Subway is exploring interest from potential buyers, according to the Wall Street Journal, with the Milford-based company fielding inquiries reportedly from both other operating companies as well as private equity investment firms.
The Wall Street Journal cited multiple sources it did not identify by name, with Subway declining comment. The company would seek at least $10 billion in any sale, according to the report.
That would be among the biggest valuations on record. Two years ago, Inspired Brands acquired the Massachusetts-based parent company of Dunkin’ and Baskin-Robbins for $11.3 billion. Inspire also owns sandwich chains Jimmy John’s as well as Arby’s, Buffalo Wild Wings and Sonic.
Subway has its headquarters in Milford and a corporate office in Florida where CEO John Chidsey lives. Last year, the company put in motion plans to move the Milford office this spring to a Shelton office park.
The company lists nearly 37,000 franchised sandwich restaurants and counters, making it the second largest chain globally after McDonalds.
In response to a CT Insider query Thursday, Subway did not elaborate further on a statement it provided the Wall Street Journal, and did not disclose how many employees it has today in Connecticut. The city of Milford reported the company’s Sub Way headquarters staff at 700 people in 2021, with Subway subsequently confirming it shed 400 Milford jobs in the first half of 2022.

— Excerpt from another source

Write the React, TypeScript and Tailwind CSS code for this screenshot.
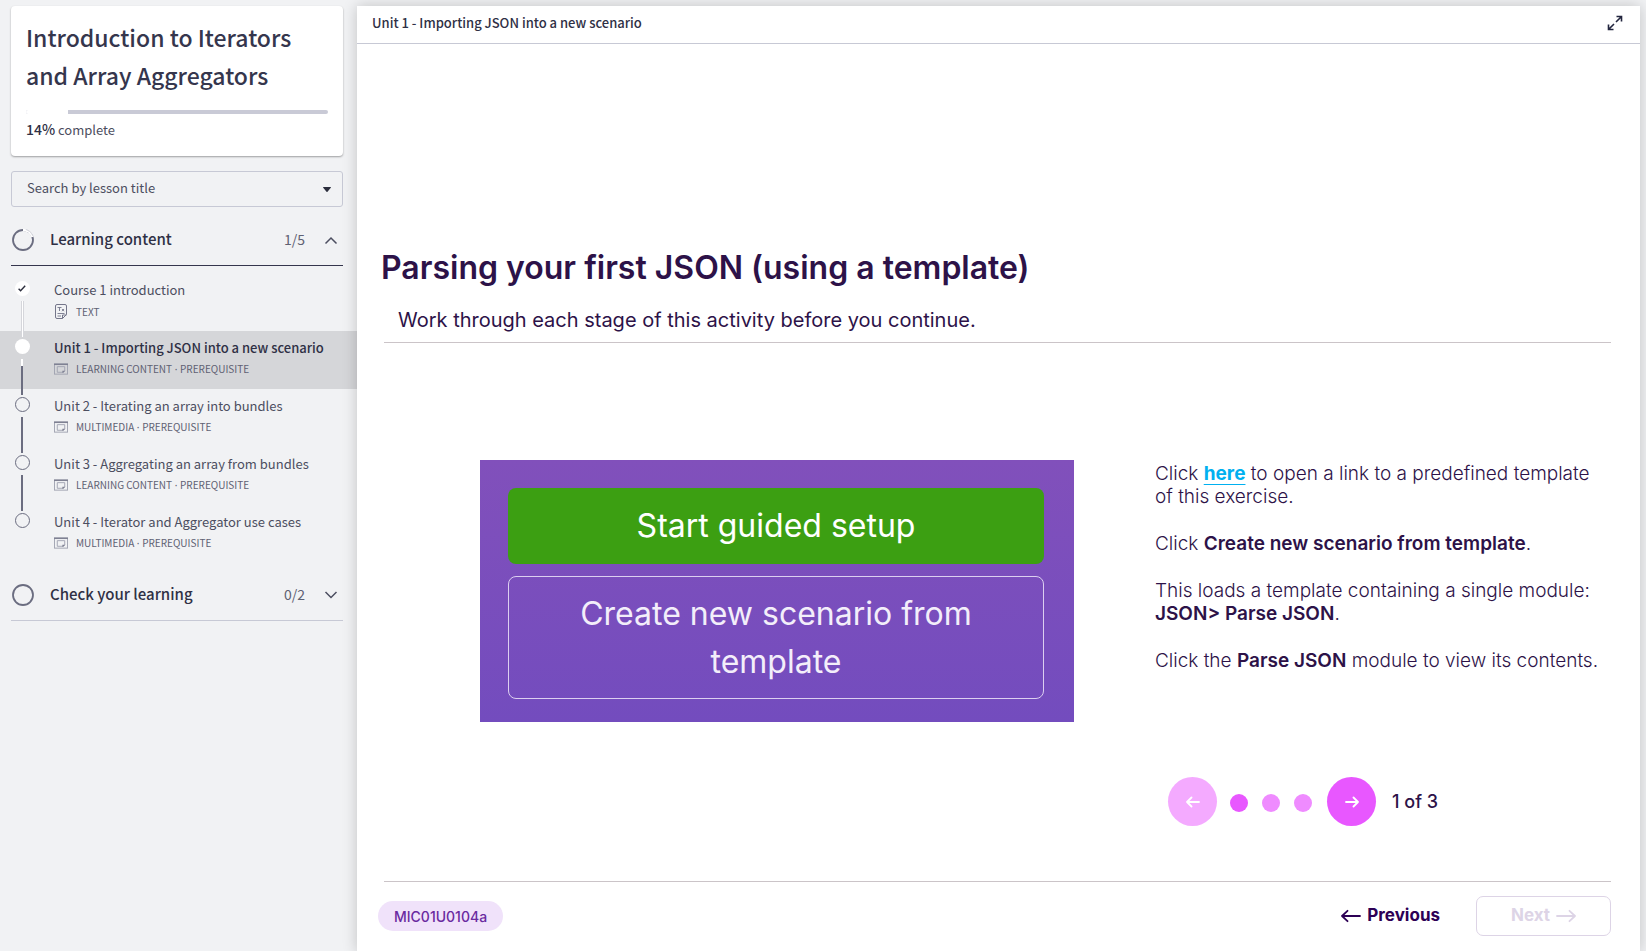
import { useState } from "react";

type Lesson = {
  title: string;
  kind: string[];
  icon: "text" | "media";
  status: "done" | "current" | "todo";
};

const lessons: Lesson[] = [
  { title: "Course 1 introduction", kind: ["TEXT"], icon: "text", status: "done" },
  { title: "Unit 1 - Importing JSON into a new scenario", kind: ["LEARNING CONTENT", "PREREQUISITE"], icon: "media", status: "current" },
  { title: "Unit 2 - Iterating an array into bundles", kind: ["MULTIMEDIA", "PREREQUISITE"], icon: "media", status: "todo" },
  { title: "Unit 3 - Aggregating an array from bundles", kind: ["LEARNING CONTENT", "PREREQUISITE"], icon: "media", status: "todo" },
  { title: "Unit 4 - Iterator and Aggregator use cases", kind: ["MULTIMEDIA", "PREREQUISITE"], icon: "media", status: "todo" },
];

function TextIcon() {
  return (
    <svg width="14" height="15" viewBox="0 0 14 15" fill="none" stroke="#74768a" aria-hidden="true">
      <path d="M8.500 14.500H3A1.500 1.500 0 0 1 1.500 13V2A1.500 1.500 0 0 1 3 .500H11A1.500 1.500 0 0 1 12.500 2V10.500L8.500 14.500V11H12.500" />
      <path d="M3.500 3.500H7.500M5.500 3.500V7M8 5L10 7.200M10 5L8 7.200" strokeWidth=".9" />
      <path d="M3.500 9.500H10.500M3.500 12H7" strokeWidth=".9" />
    </svg>
  );
}

function MediaIcon() {
  return (
    <svg width="15" height="12" viewBox="0 0 15 12" fill="none" stroke="#a0a2b0" aria-hidden="true">
      <rect x=".5" y=".5" width="14" height="11" />
      <path d="M0 1H15" stroke="#7f8193" strokeWidth="1.500" />
      <path d="M3.500 3.500H11.500V8L10 9.500H3.500Z" />
      <path d="M9 10V8H12L10 10Z" fill="#7f8193" stroke="none" />
    </svg>
  );
}

function LessonMarker({ status }: { status: Lesson["status"] }) {
  if (status === "todo") {
    return <span className="size-[15px] shrink-0 rounded-full border border-[#6b6d80]" />;
  }
  return (
    <span className="flex size-[15px] shrink-0 items-center justify-center rounded-full bg-white">
      {status === "done" && (
        <svg width="8" height="7" viewBox="0 0 8 7" fill="none" stroke="#2b2d3c" strokeWidth="1.400" aria-hidden="true">
          <path d="M.6 3.700L2.600 5.700L7.200 .8" />
        </svg>
      )}
    </span>
  );
}

function Connector({ status }: { status: Lesson["status"] }) {
  if (status === "done") {
    return <span className="h-9 w-[3px] shrink-0 border-x border-[#d5d6db] bg-white" />;
  }
  if (status === "current") {
    return (
      <span className="flex h-9 w-[2px] shrink-0 flex-col bg-[#6b6d80]">
        <span className="h-[7px] bg-white" />
      </span>
    );
  }
  return <span className="h-9 w-[2px] shrink-0 bg-[#6b6d80]" />;
}

function LessonRow({ lesson, last }: { lesson: Lesson; last: boolean }) {
  const current = lesson.status === "current";
  return (
    <li className={current ? "bg-[#d5d6d9]" : ""}>
      <a href="#lesson" aria-current={current ? "page" : undefined} className="flex h-[58px] gap-6 pl-[14px]">
        <span className="flex w-4 flex-col items-center gap-[5px] pt-2">
          <LessonMarker status={lesson.status} />
          {!last && <Connector status={lesson.status} />}
        </span>
        <span className="flex flex-col pt-[7px]">
          <span className={current ? "text-[13px] leading-5 font-medium text-[#2f3045]" : "text-[13px] leading-5 text-[#4c4e60]"}>
            {lesson.title}
          </span>
          <span className="flex h-[22px] items-center gap-2 text-[10px] text-[#5f6173]">
            <span className="flex w-[14px] justify-center">{lesson.icon === "text" ? <TextIcon /> : <MediaIcon />}</span>
            <span>
              {lesson.kind[0]}
              {lesson.kind[1] && <span className="font-['Noto_Sans',sans-serif]"> · </span>}
              {lesson.kind[1]}
            </span>
          </span>
        </span>
      </a>
    </li>
  );
}

function SectionHeader({ title, count, open, partial, onToggle }: { title: string; count: string; open: boolean; partial: boolean; onToggle: () => void }) {
  return (
    <button
      type="button"
      aria-expanded={open}
      onClick={onToggle}
      className={
        open
          ? "flex h-[52px] w-full items-center border-b border-[#35364d] text-left"
          : "flex h-[52px] w-full items-center border-b border-[#c7c9d5] text-left"
      }
    >
      <svg width="24" height="24" viewBox="0 0 24 24" fill="none" strokeWidth="1.800" aria-hidden="true">
        <circle cx="12" cy="12" r="10" stroke="#6b6d80" />
        {partial && <path d="M12 2A10 10 0 0 1 21.500 9" stroke="#fff" strokeWidth="2.400" />}
        {partial && <path d="M15 1.500A11 11 0 0 1 22 8" stroke="#cfd0d8" strokeWidth=".8" />}
      </svg>
      <span className="ml-[15px] flex-1 text-[15px] font-medium text-[#2f3045]">{title}</span>
      <span className="text-[14px] text-[#5f6173]">{count}</span>
      <svg className="mr-1 ml-[18px]" width="16" height="16" viewBox="0 0 16 16" fill="none" stroke="#4c4e60" strokeWidth="1.500" aria-hidden="true">
        <path d={open ? "M2.500 11.500L8 6L13.500 11.500" : "M2.500 5L8 10.500L13.500 5"} />
      </svg>
    </button>
  );
}

function Sidebar() {
  const [open, setOpen] = useState(true);
  const [checkOpen, setCheckOpen] = useState(false);
  return (
    <aside className="w-[357px] shrink-0 pt-[6px] font-['Noto_Sans_CJK_SC','Noto_Sans',sans-serif]">
      <div className="mr-[14px] ml-[11px]">
        <div className="rounded-[4px] bg-white px-[15px] pt-3 pb-4 shadow-[0_1px_2px_rgba(0,0,0,0.35)]">
          <h1 className="text-[23px] leading-[38px] font-medium text-[#35364d]">Introduction to Iterators and Array Aggregators</h1>
          <div role="progressbar" aria-label="Course progress" aria-valuenow={14} aria-valuemin={0} aria-valuemax={100} className="mt-4 h-1 overflow-hidden rounded-[2px] bg-[#c9cad6]">
            <div className="h-full w-[14%] bg-white" />
          </div>
          <p className="mt-[5px] text-[13px] leading-5 text-[#4c4e60]">
            <span className="text-[14px] font-medium text-[#2f3045]">14%</span> complete
          </p>
        </div>
        <div className="mt-[15px] flex h-9 items-center rounded-[3px] border border-[#c7c9d5] pr-[11px]">
          <select aria-label="Search by lesson title" defaultValue="" className="h-full min-w-0 flex-1 appearance-none bg-transparent pb-[2px] pl-[15px] text-[13px] text-[#4c4e60]">
            <option value="">Search by lesson title</option>
            {lessons.map((l) => (
              <option key={l.title}>{l.title}</option>
            ))}
          </select>
          <svg width="8" height="5" viewBox="0 0 8 5" fill="#2b2d3c" aria-hidden="true">
            <path d="M0 .5Q0 0 .5 0H7.500Q8 0 8 .5L4.500 4.700Q4 5.200 3.500 4.700Z" />
          </svg>
        </div>
        <div className="mt-[7px]">
          <SectionHeader title="Learning content" count="1/5" open={open} partial onToggle={() => setOpen(!open)} />
        </div>
      </div>
      {open && (
        <ul className="mt-[7px]">
          {lessons.map((l, i) => (
            <LessonRow key={l.title} lesson={l} last={i === lessons.length - 1} />
          ))}
        </ul>
      )}
      <div className="mt-[6px] mr-[14px] ml-[11px]">
        <SectionHeader title="Check your learning" count="0/2" open={checkOpen} partial={false} onToggle={() => setCheckOpen(!checkOpen)} />
      </div>
    </aside>
  );
}

function Arrow({ right }: { right?: boolean }) {
  return (
    <svg width="20" height="14" viewBox="0 0 20 14" fill="none" stroke="currentColor" strokeWidth="1.800" strokeLinecap="round" strokeLinejoin="round" aria-hidden="true">
      <path d={right ? "M1 7H19M13.500 1.800L19 7L13.500 12.200" : "M19 7H1M6.500 1.800L1 7L6.500 12.200"} />
    </svg>
  );
}

function SmallArrow({ right }: { right?: boolean }) {
  return (
    <svg width="14" height="12" viewBox="0 0 14 12" fill="none" stroke="#fff" strokeWidth="1.800" strokeLinecap="round" strokeLinejoin="round" aria-hidden="true">
      <path d={right ? "M1 6H13M8.500 1.500L13 6L8.500 10.500" : "M13 6H1M5.500 1.500L1 6L5.500 10.500"} />
    </svg>
  );
}

function SetupPanel() {
  return (
    <div className="flex h-[262px] w-[594px] shrink-0 flex-col gap-3 bg-linear-to-b from-[#8150bb] to-[#734cbe] pt-7 pr-[30px] pb-[23px] pl-7 text-[32px] leading-[48px] text-white">
      <button type="button" className="h-[76px] rounded-[8px] bg-[#3c9f12]">Start guided setup</button>
      <button type="button" className="flex-1 rounded-[8px] border border-[#dccff0] px-16 text-[#f3eefa]">
        Create new scenario from template
      </button>
    </div>
  );
}

function Instructions() {
  return (
    <div className="flex flex-col gap-6 text-[19px] leading-[23px] font-light text-[#2d1248]">
      <p>
        Click <a href="#template" className="font-bold text-[#00b0f0] underline decoration-1 underline-offset-4">here</a> to open a link to a predefined template of this exercise.
      </p>
      <p>
        Click <b className="font-semibold">Create new scenario from template</b>.
      </p>
      <p>
        This loads a template containing a single module: <b className="font-semibold">JSON&gt; Parse JSON</b>.
      </p>
      <p>
        Click the <b className="font-semibold">Parse JSON</b> module to view its contents.
      </p>
    </div>
  );
}

function StepPager() {
  return (
    <div className="mt-[105px] ml-[13px] flex items-center text-[#2d1248]">
      <button type="button" aria-label="Previous step" className="flex size-[49px] items-center justify-center rounded-full bg-[#f4aaff]">
        <SmallArrow />
      </button>
      <div className="mx-[13px] flex gap-[14px] pt-[3px]">
        <span className="size-[18px] rounded-full bg-[#e857ff]" />
        <span className="size-[18px] rounded-full bg-[#ef8bff]" />
        <span className="size-[18px] rounded-full bg-[#ef8bff]" />
      </div>
      <button type="button" aria-label="Next step" className="ml-[2px] flex size-[49px] items-center justify-center rounded-full bg-[#e857ff]">
        <SmallArrow right />
      </button>
      <span className="ml-4 text-[18px] font-medium">1 of 3</span>
    </div>
  );
}

export default function App() {
  return (
    <div className="flex min-h-screen bg-[#f1f2f4]">
      <Sidebar />
      <main className="mt-[6px] mr-[6px] flex min-w-0 flex-1 flex-col bg-white font-[Inter,sans-serif] shadow-[0_0_14px_rgba(0,0,0,0.2)]">
        <header className="flex h-[38px] items-center justify-between border-b border-[#c7c9d5] pr-[17px] pb-1 pl-[15px]">
          <h2 className="font-['Noto_Sans_CJK_SC','Noto_Sans',sans-serif] text-[13px] leading-5 font-medium text-[#2f3045]">
            Unit 1 - Importing JSON into a new scenario
          </h2>
          <button type="button" aria-label="Full screen">
            <svg width="16" height="16" viewBox="0 0 16 16" fill="none" stroke="#23263f" strokeWidth="1.600" aria-hidden="true">
              <path d="M9.500 1.500H14.500V6.500M14.500 1.500L9 7M6.500 14.500H1.500V9.500M1.500 14.500L7 9" />
            </svg>
          </button>
        </header>
        <article className="flex flex-1 flex-col pt-[200px] pr-[29px] pl-[24px] text-[#2d1248]">
          <h3 className="text-[32px] leading-[48px] font-semibold">Parsing your first JSON (using a template)</h3>
          <p className="mt-[14px] ml-[17px] text-[20px] leading-7">Work through each stage of this activity before you continue.</p>
          <hr className="mt-[8px] ml-[3px] border-[#cbc4c8]" />
          <div className="mt-[117px] flex gap-[81px] pl-[99px]">
            <SetupPanel />
            <div className="mt-[2px] flex-1">
              <Instructions />
              <StepPager />
            </div>
          </div>
          <hr className="mt-[55px] ml-[3px] border-[#cbc4c8]" />
          <footer className="flex items-center pt-[14px] pb-4">
            <span className="-ml-[3px] flex h-[30px] items-center rounded-full bg-[#f0e2fa] px-4 text-[14px] font-medium text-[#6a2aa0]">MIC01U0104a</span>
            <button type="button" className="ml-auto flex items-center gap-[6px] text-[17px] font-bold text-[#2d0055]">
              <Arrow />
              Previous
            </button>
            <button type="button" disabled className="ml-9 flex h-10 w-[135px] items-center justify-center gap-[6px] rounded-[7px] border border-[#ddd4e6] text-[17px] font-bold text-[#ddd4e6]">
              Next
              <Arrow right />
            </button>
          </footer>
        </article>
      </main>
    </div>
  );
}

“As a privately held company, we don’t comment on ownership structure and business plans,” the Subway statement read. “We continue to be focused on moving the brand forward with our transformational journey to help our franchisees be successful and profitable.”
Subway hired Chidsey in 2019 as the permanent replacement for Suzanne Greco, with Chidsey the onetime CEO of Burger King. Greco had run the company since the 2015 death of her brother Fred DeLuca, who co-founded Subway with Peter Buck who died in November 2021.

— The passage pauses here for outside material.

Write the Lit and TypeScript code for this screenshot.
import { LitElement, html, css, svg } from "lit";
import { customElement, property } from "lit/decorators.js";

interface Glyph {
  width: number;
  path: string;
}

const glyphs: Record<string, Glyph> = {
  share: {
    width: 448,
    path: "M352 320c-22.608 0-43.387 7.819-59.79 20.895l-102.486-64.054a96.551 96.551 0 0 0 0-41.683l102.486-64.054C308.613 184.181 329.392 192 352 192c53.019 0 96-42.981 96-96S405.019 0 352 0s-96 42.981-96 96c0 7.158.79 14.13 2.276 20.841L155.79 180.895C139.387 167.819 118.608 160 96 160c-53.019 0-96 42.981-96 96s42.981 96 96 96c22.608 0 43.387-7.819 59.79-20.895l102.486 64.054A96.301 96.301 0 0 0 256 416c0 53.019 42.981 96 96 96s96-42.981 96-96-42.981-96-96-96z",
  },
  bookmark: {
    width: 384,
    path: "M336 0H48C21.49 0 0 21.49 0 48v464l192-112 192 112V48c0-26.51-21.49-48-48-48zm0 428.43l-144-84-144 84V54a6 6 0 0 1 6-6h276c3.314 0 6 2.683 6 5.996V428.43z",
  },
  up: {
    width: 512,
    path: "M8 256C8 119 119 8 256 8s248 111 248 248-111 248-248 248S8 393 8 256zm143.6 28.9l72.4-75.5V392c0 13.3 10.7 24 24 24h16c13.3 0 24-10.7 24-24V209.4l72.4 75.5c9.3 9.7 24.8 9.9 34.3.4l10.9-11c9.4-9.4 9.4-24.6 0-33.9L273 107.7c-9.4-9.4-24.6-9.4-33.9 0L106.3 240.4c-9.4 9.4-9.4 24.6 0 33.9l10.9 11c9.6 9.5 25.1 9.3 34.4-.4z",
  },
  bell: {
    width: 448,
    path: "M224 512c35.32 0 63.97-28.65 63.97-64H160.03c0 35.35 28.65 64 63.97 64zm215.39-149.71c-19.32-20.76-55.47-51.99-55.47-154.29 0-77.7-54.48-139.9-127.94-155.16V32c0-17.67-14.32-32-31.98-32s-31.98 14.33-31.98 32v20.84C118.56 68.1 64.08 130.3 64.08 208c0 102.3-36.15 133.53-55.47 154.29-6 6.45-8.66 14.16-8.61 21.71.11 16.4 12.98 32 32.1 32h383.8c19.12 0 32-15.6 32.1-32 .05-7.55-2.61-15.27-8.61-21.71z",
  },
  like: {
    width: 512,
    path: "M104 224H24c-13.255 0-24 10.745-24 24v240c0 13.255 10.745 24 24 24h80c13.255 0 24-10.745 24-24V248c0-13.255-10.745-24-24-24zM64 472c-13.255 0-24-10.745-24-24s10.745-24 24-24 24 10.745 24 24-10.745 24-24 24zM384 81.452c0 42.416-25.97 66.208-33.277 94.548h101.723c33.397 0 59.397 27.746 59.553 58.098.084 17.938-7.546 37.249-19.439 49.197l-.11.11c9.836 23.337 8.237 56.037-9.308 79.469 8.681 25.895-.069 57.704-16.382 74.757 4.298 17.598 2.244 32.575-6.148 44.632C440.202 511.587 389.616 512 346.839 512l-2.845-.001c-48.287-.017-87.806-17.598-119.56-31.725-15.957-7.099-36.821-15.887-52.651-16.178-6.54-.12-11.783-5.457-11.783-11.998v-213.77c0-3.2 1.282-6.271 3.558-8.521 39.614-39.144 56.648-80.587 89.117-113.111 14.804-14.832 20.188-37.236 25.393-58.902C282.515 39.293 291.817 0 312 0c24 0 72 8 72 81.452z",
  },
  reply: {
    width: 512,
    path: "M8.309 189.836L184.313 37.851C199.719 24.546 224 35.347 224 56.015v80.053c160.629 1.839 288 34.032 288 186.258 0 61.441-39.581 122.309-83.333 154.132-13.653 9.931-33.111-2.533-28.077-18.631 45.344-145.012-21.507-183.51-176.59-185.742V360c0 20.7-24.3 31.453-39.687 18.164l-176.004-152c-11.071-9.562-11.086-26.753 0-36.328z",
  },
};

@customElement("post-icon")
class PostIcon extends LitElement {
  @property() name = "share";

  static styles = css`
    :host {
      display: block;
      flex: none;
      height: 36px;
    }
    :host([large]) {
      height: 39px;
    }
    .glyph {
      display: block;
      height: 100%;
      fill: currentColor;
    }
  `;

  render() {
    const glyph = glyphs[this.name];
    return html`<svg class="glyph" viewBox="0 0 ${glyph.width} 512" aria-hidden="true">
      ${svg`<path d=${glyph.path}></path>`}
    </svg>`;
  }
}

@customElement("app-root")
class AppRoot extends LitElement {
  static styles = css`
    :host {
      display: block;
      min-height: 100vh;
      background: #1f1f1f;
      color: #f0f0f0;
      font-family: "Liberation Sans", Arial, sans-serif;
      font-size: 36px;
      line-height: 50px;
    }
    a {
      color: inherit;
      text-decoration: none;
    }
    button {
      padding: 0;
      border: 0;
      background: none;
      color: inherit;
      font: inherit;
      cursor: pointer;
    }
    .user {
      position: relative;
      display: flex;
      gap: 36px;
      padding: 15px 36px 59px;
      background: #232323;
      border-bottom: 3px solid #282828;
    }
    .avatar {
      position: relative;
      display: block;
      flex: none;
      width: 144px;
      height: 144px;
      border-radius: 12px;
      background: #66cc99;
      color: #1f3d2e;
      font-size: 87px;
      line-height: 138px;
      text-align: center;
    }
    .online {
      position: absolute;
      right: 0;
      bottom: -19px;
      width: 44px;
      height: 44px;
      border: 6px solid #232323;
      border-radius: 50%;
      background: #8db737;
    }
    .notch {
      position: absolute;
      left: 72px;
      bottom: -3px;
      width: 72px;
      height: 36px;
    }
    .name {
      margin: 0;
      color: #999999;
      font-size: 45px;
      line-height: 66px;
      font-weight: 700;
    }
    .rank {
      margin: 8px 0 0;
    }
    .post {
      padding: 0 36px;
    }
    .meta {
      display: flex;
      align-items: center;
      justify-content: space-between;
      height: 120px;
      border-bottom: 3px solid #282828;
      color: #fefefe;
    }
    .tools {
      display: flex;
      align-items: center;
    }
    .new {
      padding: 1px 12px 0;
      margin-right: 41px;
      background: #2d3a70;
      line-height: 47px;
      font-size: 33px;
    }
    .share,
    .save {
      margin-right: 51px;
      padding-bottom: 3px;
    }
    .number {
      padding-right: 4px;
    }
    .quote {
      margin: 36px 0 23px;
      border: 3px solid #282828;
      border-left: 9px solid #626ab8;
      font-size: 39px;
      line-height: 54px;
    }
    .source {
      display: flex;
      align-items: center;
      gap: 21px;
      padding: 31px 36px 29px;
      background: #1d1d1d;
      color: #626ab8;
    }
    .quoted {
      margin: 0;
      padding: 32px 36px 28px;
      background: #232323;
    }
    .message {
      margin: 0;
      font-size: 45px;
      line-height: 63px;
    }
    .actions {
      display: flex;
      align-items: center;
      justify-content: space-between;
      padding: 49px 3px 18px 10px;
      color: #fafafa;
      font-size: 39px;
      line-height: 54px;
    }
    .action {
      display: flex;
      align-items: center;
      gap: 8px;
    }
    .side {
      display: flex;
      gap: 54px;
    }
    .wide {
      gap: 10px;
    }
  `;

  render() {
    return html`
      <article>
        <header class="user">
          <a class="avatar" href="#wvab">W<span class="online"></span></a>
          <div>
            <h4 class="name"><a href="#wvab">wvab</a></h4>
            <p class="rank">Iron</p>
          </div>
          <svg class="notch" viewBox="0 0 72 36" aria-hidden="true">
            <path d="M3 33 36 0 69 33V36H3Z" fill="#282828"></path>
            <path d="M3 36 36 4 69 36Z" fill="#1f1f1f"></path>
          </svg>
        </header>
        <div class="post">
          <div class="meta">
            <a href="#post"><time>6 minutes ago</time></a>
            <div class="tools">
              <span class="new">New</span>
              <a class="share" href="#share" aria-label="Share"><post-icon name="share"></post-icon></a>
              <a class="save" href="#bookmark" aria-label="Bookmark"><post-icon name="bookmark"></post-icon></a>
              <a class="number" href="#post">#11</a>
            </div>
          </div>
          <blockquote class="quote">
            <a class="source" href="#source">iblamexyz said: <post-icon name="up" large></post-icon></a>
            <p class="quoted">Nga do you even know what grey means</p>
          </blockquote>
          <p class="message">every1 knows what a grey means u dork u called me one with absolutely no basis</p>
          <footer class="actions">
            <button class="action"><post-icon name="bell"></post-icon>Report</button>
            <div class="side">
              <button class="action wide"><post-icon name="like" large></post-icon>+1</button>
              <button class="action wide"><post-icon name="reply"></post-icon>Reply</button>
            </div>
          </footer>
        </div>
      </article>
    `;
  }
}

The trade publication QSR reported Subway lost more than 1,000 U.S. locations in 2021, dropping its total at that point to about 21,150 franchised locations. Subway did not make the 2023 installment of the influential Franchise 500 list, with rival Jersey Mike’s Subs ranking third. Subway was long a fixture at the top of the Franchise 500.
In 2021, the parent company of Burger King and Popeye’s spent $1 billion to acquire Firehouse Subs, another fast-growth rival to Subway, Jersey Mike’s and Jimmy John’s.
The food market research firm Technomic reported global sales for Subway at $14.7 billion, and just under $9.4 billion in the United States. That ranked eighth for U.S. sales in the quick-service industry, behind McDonald’s, Starbucks, Chick-fil-A, Taco Bell, Wendy’s, Dunkin’ and Burger King, with Domino’s and Chipotle rounding out the top 10.
Chidsey told Fortune last summer he hoped to reinvigorate growth at Subway, envisioning the company even doubling its location count over time as it works to improve its food and experience in response to what consumers are telling it.
“They told us we hadn’t had enough menu innovation over the past few years,” Chidsey told Fortune. “They told us they wanted more ‘craveable’ food. They told us they thought some of our ingredients slipped in terms of quality. And then funnily enough, our franchisees told us the same thing.”
Subway’s chief transformation officer is John Scott, who earlier in his career led procurement for the restaurant industry distributor Chef’s Warehouse based in Ridgefield.
The North American Association of Subway Franchisees, which has its office in Fairfield, had no comment on the possibility of Subway sale. In 2021, the industry trade publication Restaurant Business reported that Subway has been lessening its reliance on master business development firms to oversee franchising, bringing some of those duties in house.
Stamford is home to one of those independent firms, Restaurex Developments, whose territories include Fairfield, New Haven, Middlesex and Litchfield counties according to a 2022 annual report on file with the state of Minnesota. Restaurex also covers swaths of New York City and the lower Hudson River valley, and northern New Jersey.
For Connecticut, the nightmare scenario would be any additional downsizing or relocation of Subway’s corporate staff under a new owner. In 2018, the fruit gift and catering company Edible Arrangements announced the shift of its headquarters to Atlanta on the heels of installing a new CEO.
And the state had another near-miss that same year after the $325 million sale of Norwalk-based Barcelona Wine Bar and Bartaco to Del Frisco’s Restaurant Group, which moved the Connecticut chains’ corporate functions to its headquarters in Irving, Texas.
But under pressure from an activist investor, Del Frisco’s took a buyout from the Greenwich-based private equity firm L Catterton, which established a new Barcelona and Bartaco headquarters in Westport while selling Del Frisco’s steakhouse chains to Landry’s.